The appeal to buyers is simple. Financing a new car is much cheaper than conventional hire purchase because the amount financed is equivalent to the depreciation over a two or three-year period.
At the end of the two or threeyear contract, motorists can choose to pay the remainder and own the car outright, hand the car back and walk away, or use the difference between the Minimum Guaranteed Future Value (MGFV) – set by the manufacturer or dealer – and its real trade-in value toward a deposit on a replacement.
Not only do the reduced monthly payments increase demand for new cars among private motorists but, crucially for the makers, they also shorten replacement cycles. Ford customers usually replace their car every 39 to 42 months, but 98 per cent of buyers using the Options PCP come back after 24 months. Ford claims that approximately 70 per cent opt for a new Ford replacement.
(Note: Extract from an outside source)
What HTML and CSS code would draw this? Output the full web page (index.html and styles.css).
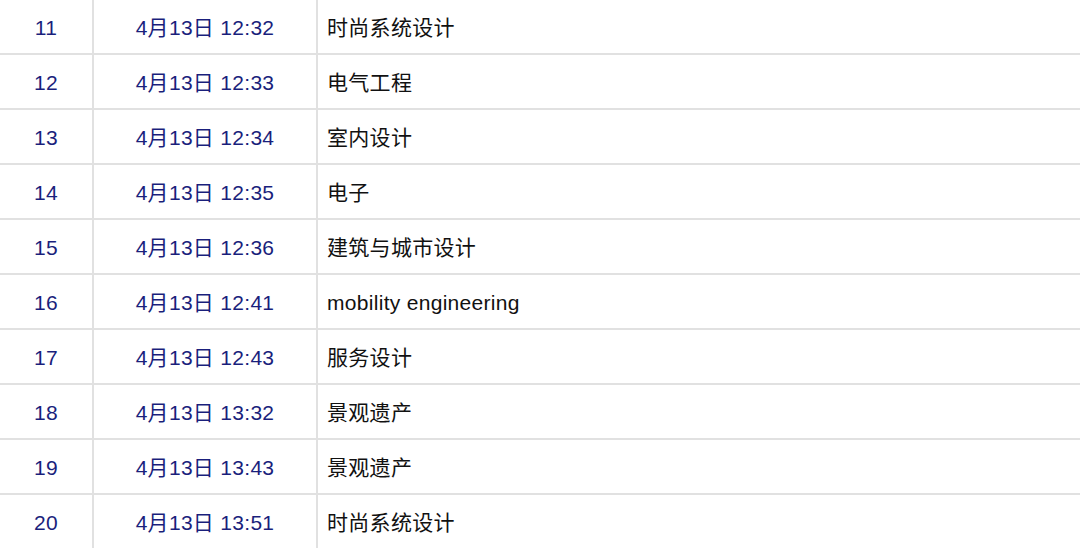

“PCPs have been a slightly unethical aberration designed to hide the true costs of motoring,” says Denis Keenan, head of the newly established contract hire division of the Vardy dealer group, Vardy Contract Motoring. “The complexity and small print of PCPs is blackening the name of vehicle finance.
“Like the 50/50 house purchase schemes, which propped up the property market when it crashed, the PCP is an inherently flawed product because it embraces so many variables and uncertainties. The PCP has peaked and is now in decline.
“Manufacturers are trying to shorten the new car purchase cycle by fiddling the figures. They want people to think it’s possible to run a new car for 100 per month – but everyone in the trade knows you can’t,” says Keenan.
To reduce monthly payments to a bare minimum and hit trigger points with promises of “Just 99/149/199 per month”, over-zealous finance houses and poorly trained dealer sales staff squeeze the amount to be funded by demanding deposits as high as 50 per cent or setting a high MGFV.
Perceived benefits come to an abrupt halt at the end of the contract.
Having put a 3,000 deposit down, and paid 3,000 plus interest over the two-year contract, on a 10,000 car that holds an MGFV of 4,000, a consumer may be offered no more than 250 over the MGFV toward a replacement. The MGFV is the money outstanding to the manufacturer and is not the consumer’s to put toward a replacement.
Having little or no equity to put toward the deposit on a replacement vehicle will be familiar to many PCP users – victims of what is known as “equity burn”.
Equity burn has been compounded by scare stories such as the Privilege PCP offered for run-out versions of the old-generation Jaguar XJ6 saloons in 1994. This offered the opportunity for motorists to run an XJ6 for approximately 250 per month, but despite reminder letters, some customers remained blissfully unaware that their standing orders instructed their banks to pay the MGFV of 11,000 to 14,000 in full at the end of the contract.
However, some observers are starting to see PCPs as a stepping stone in the move from vehicle ownership to a “vehicle usership” culture, such as that in the US. PCP brand names such as Vauxhall’s Choices 1-2-3 or Ford’s Options emphasise buyer choice, but there is a consistent sub-text to them all: don’t assume you have to buy your car.
It will be the manufacturers who realise this early and invest in personal contract hire (PCH) schemes and the branding of the finance house, Ford Credit for instance, rather than the individual product, Options. Ford’s Acumen scheme is an early example of the shift to leasing.
“PCH schemes will need the marketing clout of one or more major manufacturers before they really take off, just like PCPs,” says Michael Dawson, managing director of BRS Vehicle Management, which handles the cars coming out of PCP schemes. “Fallout from bad PCP agreements will drive the growth of PCH. I expect that to start happening next year.”
A PCH scheme includes all the costs of motoring except fuel. There is a single monthly payment that is fixed for a specific period, when the motorist has no alternative but to hand back the vehicle. Simple, straightforward and easily understood, PCH will account for 10 to 12.5 per cent of the private new car market and 15 to 17 per cent of used car sales by the year 2000, estimates Keenan. Among the most enthusiastic early adopters, he claims, will be the victims of equity burn.
Others are more circumspect. “I see the growth of PCH as complementary to PCPs,” says David Rayner marketing director of Lombard Motor Finance, the motor division of the NatWest-owned Lombard Group.
Robert Kingdom, contract hire manager at Saab GB, says: “For the moment, there is a large resistance among British motorists to finance products which offer no chance of ownership. This is why PCPs remain popular. But the business community is leading a steady move away from the culture of vehicle ownership to usership, and our contract hire volumes have grown dramatically over the past twelve months.”
Yet a future where cars are not bought but “borrowed” creates fresh problems for the manufacturers. It will change the nature of the car maker/dealer relationship, lead to more cars in circulation when there is already over-supply and fundamentally alter the way the industry works. Flanigan’s comments could prove true – PCPs might have changed the way people buy cars because in future they won’t.